> _Source excerpt_
· · · ·
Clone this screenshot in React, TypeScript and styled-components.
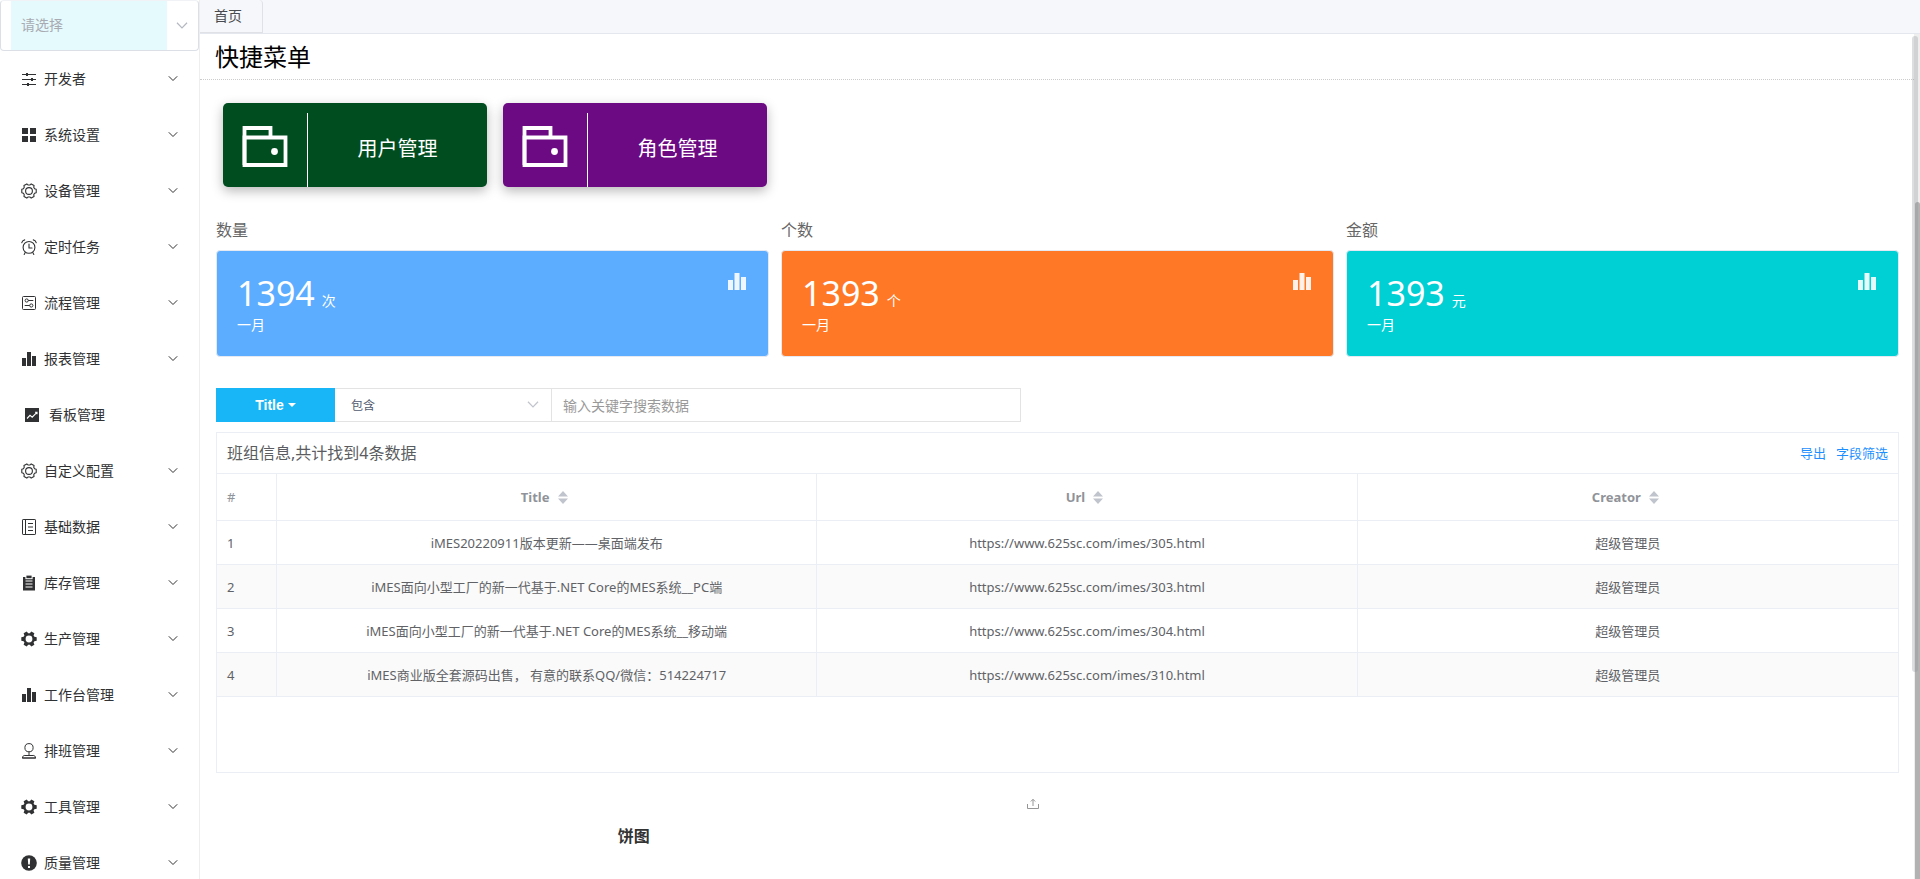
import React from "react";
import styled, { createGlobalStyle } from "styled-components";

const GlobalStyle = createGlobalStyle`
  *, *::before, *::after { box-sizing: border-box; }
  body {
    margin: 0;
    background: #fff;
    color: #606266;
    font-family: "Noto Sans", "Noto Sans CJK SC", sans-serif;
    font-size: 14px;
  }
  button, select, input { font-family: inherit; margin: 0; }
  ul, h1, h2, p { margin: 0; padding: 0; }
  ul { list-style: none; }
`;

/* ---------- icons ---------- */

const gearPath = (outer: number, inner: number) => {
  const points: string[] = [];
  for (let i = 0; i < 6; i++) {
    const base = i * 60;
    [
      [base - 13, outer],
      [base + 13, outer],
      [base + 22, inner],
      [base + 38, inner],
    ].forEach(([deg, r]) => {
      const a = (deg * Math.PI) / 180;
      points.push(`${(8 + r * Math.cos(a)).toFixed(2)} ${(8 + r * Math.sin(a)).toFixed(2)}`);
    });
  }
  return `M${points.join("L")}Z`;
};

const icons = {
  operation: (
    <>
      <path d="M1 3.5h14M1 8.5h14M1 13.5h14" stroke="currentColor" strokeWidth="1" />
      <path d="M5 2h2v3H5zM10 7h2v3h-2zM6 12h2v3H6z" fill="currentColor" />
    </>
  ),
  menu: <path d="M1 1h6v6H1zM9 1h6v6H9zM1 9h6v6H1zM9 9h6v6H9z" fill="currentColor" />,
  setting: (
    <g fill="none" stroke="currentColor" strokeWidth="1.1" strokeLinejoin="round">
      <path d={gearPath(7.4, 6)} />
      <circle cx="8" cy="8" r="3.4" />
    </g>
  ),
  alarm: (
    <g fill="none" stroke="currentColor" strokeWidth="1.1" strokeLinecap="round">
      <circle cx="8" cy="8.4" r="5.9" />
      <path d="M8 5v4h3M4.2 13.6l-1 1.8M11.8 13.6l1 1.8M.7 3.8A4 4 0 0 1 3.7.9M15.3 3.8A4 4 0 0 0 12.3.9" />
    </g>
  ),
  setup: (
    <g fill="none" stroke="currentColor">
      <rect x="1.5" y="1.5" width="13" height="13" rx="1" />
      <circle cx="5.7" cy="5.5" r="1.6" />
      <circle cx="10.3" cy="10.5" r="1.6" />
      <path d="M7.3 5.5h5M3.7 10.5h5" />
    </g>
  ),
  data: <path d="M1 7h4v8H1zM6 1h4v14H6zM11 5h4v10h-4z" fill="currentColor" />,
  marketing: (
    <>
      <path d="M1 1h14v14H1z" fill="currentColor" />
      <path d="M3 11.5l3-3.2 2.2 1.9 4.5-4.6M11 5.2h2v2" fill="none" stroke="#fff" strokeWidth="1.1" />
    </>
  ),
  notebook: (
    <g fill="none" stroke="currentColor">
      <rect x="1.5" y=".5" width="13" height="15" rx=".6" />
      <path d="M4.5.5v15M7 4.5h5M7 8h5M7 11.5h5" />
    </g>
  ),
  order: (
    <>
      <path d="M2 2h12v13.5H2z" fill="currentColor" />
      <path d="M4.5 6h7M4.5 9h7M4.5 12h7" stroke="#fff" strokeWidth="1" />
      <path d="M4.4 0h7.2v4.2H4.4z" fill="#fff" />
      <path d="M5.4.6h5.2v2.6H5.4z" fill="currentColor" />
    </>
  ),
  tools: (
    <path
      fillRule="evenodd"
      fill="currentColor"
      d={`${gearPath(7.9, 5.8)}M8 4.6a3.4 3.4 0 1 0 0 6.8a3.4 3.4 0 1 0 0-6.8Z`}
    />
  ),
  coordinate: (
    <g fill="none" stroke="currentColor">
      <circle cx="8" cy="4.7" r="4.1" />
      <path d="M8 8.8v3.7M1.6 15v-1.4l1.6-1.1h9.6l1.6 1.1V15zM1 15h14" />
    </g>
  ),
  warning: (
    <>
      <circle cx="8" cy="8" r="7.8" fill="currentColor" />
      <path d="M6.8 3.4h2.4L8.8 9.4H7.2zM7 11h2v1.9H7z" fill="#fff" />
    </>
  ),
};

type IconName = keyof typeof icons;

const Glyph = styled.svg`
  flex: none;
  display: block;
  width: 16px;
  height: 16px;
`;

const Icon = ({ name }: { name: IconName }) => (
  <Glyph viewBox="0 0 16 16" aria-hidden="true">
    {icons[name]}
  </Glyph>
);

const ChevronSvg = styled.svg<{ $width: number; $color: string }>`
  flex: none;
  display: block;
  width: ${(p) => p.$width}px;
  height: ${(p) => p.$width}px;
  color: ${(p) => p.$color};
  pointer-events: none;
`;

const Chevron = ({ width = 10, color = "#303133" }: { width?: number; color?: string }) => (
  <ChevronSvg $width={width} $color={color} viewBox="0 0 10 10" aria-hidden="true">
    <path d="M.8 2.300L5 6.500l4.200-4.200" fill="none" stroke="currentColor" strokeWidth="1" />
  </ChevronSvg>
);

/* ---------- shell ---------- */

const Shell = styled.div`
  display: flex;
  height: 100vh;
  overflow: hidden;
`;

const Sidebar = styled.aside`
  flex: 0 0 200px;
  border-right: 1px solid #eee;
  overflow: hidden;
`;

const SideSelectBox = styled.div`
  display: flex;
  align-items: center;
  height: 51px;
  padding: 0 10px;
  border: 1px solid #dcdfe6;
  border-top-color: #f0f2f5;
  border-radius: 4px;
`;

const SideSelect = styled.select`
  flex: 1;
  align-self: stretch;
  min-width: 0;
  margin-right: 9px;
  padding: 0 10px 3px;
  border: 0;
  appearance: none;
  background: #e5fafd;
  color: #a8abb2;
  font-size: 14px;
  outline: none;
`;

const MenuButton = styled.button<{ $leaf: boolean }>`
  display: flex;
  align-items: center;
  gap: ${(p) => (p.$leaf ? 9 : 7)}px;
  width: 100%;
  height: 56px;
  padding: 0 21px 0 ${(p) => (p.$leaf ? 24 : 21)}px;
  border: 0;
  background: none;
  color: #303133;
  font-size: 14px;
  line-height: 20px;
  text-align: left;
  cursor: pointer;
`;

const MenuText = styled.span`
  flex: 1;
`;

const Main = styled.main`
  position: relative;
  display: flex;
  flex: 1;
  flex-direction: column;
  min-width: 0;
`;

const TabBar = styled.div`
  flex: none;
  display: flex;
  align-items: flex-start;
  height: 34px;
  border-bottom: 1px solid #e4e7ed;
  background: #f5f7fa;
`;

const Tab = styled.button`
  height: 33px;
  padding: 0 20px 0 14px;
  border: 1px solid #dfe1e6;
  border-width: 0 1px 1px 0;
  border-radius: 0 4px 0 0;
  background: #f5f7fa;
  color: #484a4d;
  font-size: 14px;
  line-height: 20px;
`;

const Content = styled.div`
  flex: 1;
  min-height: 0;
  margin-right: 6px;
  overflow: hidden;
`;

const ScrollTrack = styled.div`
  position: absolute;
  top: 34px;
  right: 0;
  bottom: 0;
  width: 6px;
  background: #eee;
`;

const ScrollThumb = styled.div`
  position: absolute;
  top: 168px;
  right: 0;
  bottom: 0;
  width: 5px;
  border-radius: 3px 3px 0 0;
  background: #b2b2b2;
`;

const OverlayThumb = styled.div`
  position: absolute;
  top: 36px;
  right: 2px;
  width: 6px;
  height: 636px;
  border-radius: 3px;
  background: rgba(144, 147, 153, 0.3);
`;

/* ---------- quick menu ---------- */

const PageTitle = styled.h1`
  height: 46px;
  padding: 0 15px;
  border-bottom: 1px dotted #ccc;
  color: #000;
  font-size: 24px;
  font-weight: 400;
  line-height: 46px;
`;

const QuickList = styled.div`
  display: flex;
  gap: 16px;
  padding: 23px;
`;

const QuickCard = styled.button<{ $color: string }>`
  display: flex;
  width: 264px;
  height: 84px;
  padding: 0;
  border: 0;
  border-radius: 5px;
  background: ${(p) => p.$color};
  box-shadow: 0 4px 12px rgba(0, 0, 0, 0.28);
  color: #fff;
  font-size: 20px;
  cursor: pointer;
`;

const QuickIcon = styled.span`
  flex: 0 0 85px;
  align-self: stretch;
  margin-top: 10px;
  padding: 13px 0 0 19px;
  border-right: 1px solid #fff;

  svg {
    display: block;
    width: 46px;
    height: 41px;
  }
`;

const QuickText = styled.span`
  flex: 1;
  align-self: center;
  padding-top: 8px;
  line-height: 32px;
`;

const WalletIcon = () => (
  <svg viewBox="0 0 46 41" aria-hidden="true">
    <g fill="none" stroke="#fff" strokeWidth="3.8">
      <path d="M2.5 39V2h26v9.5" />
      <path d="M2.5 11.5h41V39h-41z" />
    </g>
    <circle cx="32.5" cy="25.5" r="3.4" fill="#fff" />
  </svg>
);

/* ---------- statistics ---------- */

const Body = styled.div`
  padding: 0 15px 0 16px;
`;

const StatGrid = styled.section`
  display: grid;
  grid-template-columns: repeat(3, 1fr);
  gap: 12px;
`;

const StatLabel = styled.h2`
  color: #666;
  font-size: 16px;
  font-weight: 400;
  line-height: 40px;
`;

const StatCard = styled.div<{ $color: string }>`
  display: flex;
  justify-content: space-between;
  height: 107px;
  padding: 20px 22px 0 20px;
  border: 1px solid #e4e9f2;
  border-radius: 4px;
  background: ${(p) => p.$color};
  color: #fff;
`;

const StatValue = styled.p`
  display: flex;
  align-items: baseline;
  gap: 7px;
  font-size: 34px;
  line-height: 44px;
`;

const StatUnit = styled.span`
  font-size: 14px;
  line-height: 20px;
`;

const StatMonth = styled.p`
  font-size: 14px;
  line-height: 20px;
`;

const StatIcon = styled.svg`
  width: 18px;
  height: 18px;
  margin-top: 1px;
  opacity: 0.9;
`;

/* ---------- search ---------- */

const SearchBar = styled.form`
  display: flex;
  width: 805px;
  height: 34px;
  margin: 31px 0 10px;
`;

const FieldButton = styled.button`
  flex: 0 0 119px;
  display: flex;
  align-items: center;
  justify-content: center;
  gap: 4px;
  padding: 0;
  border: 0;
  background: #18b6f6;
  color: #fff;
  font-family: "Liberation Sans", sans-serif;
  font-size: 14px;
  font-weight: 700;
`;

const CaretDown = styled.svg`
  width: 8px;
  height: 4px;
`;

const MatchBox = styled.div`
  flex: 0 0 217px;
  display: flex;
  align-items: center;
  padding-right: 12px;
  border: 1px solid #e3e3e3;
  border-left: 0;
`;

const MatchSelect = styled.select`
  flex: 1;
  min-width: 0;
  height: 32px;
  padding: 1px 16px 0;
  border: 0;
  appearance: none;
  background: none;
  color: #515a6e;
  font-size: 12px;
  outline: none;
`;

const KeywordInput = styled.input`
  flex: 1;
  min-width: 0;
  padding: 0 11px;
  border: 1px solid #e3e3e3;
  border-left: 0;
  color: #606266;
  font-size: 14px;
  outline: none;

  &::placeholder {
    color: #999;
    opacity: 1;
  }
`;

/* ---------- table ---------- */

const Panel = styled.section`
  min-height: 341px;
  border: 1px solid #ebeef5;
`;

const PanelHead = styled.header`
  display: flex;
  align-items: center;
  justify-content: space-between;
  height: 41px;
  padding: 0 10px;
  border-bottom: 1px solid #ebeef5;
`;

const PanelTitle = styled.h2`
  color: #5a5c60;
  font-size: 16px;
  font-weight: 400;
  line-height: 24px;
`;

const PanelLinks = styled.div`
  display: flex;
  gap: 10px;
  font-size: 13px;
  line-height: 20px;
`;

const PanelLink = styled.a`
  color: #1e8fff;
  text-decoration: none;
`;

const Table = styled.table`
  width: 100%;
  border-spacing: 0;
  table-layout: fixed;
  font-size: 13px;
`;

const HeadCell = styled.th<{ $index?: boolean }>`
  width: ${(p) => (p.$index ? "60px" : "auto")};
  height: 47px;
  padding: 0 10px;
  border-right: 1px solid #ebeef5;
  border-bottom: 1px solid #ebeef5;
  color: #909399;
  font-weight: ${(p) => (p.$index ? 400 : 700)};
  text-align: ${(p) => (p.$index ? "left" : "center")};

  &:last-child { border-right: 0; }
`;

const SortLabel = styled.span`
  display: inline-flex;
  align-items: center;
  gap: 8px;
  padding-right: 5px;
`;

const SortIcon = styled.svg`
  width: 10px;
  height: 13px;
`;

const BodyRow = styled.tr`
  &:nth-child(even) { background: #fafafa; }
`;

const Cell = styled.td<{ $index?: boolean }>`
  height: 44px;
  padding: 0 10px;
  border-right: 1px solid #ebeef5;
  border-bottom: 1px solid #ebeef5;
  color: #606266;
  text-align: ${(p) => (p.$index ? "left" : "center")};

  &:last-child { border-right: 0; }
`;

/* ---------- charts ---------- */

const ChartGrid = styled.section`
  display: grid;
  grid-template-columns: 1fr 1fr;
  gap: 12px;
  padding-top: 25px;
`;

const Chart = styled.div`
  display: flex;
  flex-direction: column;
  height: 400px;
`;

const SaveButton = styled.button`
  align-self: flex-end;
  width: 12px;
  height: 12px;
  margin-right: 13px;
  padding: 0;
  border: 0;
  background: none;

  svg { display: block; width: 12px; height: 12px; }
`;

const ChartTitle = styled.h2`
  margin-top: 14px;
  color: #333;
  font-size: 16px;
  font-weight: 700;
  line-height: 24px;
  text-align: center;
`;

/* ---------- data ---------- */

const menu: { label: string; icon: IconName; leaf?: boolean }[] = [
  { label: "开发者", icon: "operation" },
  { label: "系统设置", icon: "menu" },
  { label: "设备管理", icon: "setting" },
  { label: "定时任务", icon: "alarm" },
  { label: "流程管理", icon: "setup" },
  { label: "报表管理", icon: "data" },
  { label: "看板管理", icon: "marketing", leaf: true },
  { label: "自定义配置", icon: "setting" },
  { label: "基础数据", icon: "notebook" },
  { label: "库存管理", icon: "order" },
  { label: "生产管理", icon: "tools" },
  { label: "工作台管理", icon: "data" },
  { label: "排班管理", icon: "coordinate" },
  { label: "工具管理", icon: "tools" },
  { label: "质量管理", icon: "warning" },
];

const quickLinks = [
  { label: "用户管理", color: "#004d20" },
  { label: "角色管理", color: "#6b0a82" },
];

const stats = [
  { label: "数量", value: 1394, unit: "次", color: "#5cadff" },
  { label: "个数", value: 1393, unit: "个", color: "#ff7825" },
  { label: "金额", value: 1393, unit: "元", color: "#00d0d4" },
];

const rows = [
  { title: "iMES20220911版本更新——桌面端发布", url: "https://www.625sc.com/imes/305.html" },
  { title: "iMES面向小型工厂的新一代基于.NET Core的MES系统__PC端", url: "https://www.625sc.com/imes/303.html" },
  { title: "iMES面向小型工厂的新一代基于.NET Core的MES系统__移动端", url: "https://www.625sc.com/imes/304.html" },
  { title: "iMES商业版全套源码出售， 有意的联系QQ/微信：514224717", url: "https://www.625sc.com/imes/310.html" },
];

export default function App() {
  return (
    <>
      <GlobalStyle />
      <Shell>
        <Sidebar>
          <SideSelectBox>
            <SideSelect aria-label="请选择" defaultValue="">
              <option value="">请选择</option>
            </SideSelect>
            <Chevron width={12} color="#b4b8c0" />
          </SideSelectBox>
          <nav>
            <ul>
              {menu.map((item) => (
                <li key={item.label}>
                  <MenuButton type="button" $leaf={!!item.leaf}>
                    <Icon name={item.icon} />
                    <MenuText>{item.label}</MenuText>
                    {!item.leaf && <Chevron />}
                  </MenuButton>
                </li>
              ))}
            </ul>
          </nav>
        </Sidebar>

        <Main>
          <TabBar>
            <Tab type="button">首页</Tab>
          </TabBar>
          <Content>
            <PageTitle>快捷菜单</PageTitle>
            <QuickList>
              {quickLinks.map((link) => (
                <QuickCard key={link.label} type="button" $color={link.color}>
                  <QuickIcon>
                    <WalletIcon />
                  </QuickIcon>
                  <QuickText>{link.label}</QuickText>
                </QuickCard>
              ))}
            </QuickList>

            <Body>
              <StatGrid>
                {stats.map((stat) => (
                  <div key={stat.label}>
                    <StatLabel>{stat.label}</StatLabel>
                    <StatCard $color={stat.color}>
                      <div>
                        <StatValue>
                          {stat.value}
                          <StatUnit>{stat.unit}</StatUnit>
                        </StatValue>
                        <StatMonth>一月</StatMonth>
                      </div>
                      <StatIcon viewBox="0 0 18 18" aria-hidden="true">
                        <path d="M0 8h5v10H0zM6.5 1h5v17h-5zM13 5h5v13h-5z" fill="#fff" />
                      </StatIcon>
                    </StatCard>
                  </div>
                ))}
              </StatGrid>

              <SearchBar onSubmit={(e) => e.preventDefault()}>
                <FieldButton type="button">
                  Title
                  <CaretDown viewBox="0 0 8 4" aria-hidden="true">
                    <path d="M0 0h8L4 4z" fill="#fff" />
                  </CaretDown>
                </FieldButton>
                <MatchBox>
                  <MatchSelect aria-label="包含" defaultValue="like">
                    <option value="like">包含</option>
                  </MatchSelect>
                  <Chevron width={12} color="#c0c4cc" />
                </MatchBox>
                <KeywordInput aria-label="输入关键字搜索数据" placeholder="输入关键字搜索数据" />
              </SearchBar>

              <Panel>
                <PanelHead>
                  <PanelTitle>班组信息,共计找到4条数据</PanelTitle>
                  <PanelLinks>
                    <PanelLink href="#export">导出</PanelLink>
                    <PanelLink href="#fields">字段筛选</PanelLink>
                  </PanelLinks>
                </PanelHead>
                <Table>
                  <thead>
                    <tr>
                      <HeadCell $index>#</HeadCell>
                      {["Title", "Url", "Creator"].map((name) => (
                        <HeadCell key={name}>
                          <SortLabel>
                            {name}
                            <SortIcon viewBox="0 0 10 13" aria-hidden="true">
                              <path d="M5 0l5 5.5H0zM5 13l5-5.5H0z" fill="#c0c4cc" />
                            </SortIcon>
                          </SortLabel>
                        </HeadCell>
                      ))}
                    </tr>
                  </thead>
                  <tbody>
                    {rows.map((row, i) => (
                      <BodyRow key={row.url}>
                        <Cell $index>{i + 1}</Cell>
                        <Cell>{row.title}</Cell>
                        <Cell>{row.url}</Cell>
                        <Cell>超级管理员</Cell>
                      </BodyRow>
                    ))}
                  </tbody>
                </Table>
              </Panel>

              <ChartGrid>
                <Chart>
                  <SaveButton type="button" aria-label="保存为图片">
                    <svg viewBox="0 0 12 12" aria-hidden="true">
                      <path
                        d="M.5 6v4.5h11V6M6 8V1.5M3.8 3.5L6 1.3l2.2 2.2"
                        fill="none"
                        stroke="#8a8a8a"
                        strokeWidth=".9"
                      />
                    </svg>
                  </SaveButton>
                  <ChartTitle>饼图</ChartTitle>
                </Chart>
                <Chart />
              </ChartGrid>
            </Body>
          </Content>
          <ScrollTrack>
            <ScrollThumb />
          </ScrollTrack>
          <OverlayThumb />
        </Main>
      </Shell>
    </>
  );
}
· · · ·
> _Problem to solve_
Could the lines from the top of the material through the line with "icons ---------- */" be repeated exactly, pictures left out?

> _Final answer_
Clone this screenshot in React, TypeScript and styled-components.
import React from "react";
import styled, { createGlobalStyle } from "styled-components";

const GlobalStyle = createGlobalStyle`
  *, *::before, *::after { box-sizing: border-box; }
  body {
    margin: 0;
    background: #fff;
    color: #606266;
    font-family: "Noto Sans", "Noto Sans CJK SC", sans-serif;
    font-size: 14px;
  }
  button, select, input { font-family: inherit; margin: 0; }
  ul, h1, h2, p { margin: 0; padding: 0; }
  ul { list-style: none; }
`;

/* ---------- icons ---------- */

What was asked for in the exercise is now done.